Yeah, that struck me as odd as well. He started off with an an interesting point, but then went off on a tangent...
And the ONLY reason to point out a flaw is to put someone down so you control how they express themselves. There is no other reason.
...as this post demonstrates. I was completely flummoxed by this bit, since it would hardly occur to me that this could even be
a reason for pointing out an argumentative flaw, let alone the
only reason. Why take things so personally and assume that someone intends to "put down" a complete stranger, when it's completely reasonable to assume the poster's intent was actually focused on the merits of the argument, not the person making it?
Doctor Who for example is extremely optimistic and one of the more popular sci-fi properties active today.
Fourth time now! It's frankly puzzling that no one amongst the CBS PTB seems to have thought of this comparison...
One of my favorite scenes, in all of Star Trek (and I mean all) is in Star Trek 2009. It is Prime Spock and nuKirk in the cave on Delta Vega and Kirk asks if he knew his father in the Prime reality. Kirk's face has a brief, but intense, look of pain and loss.
Another favorite scene is Sarek and Spock in the transporter room.
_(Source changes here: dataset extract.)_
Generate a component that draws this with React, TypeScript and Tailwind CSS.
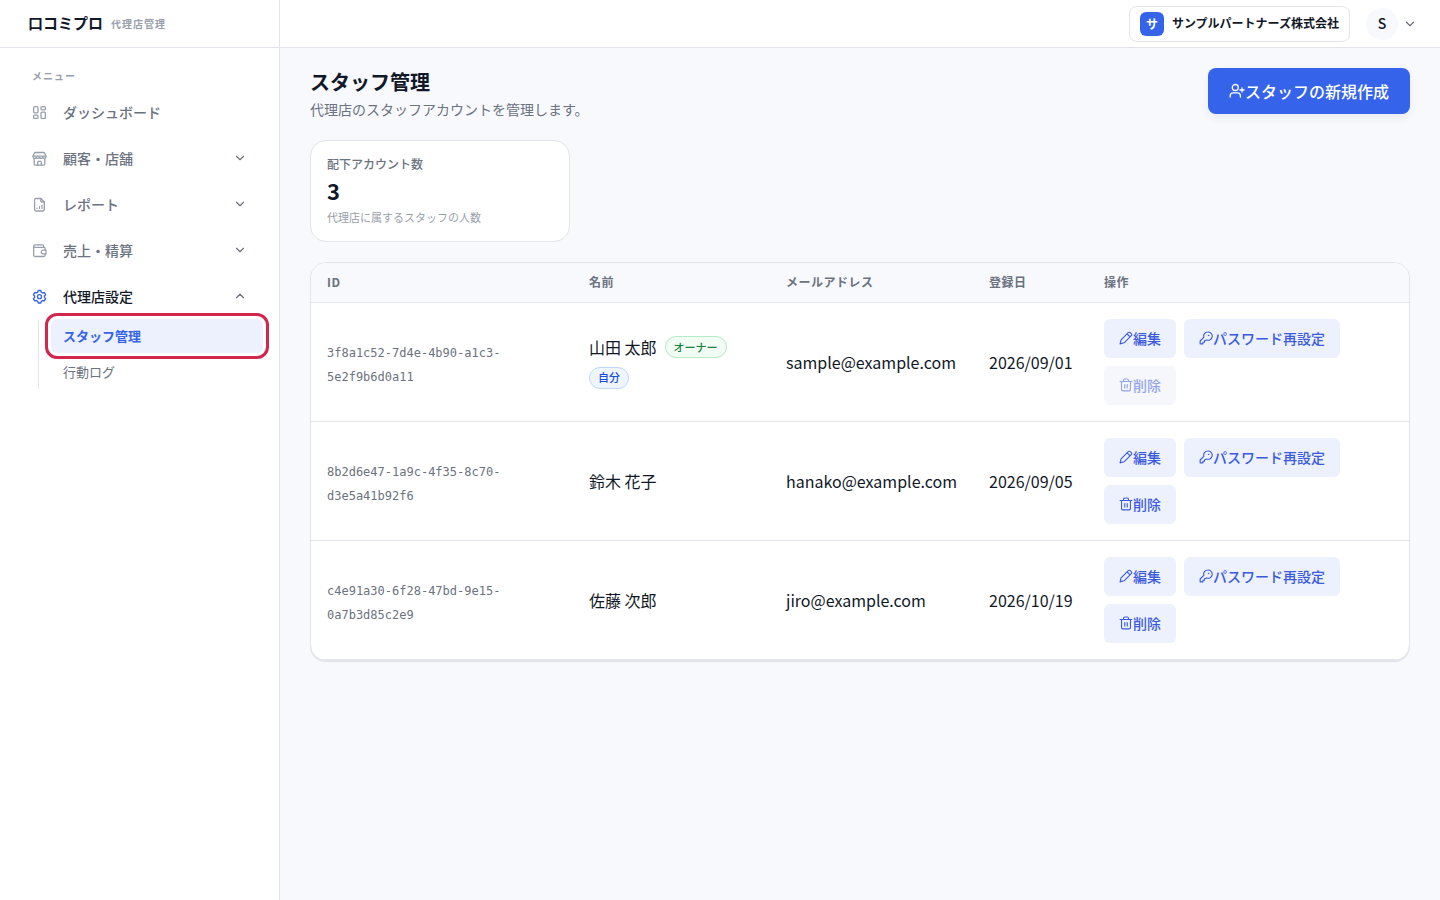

Again, a fascinating insight in to both characters, as well as the importance of fathers that permeates Trek 09, specifically, and carries forward in Kirk's character arc.
De gustibus non est disputandum, I guess. The first scene you mention stands out in my memory not at all, and the second I actually remember as a painfully artificial moment that mostly left me thinking the guy playing Sarek was no substitute for Mark Lenard.
I'm so excited that if I have a daughter, she will have some really awesome women in media to look up to, and good examples of wildly different people interacting with one another peacefully.
Hear, hear! Thanks for reinjecting a note of optimism into the discussion. And from the sound of things your marriage itself is a case study in people from different backgrounds getting along well! Props to you and best of luck to your offspring.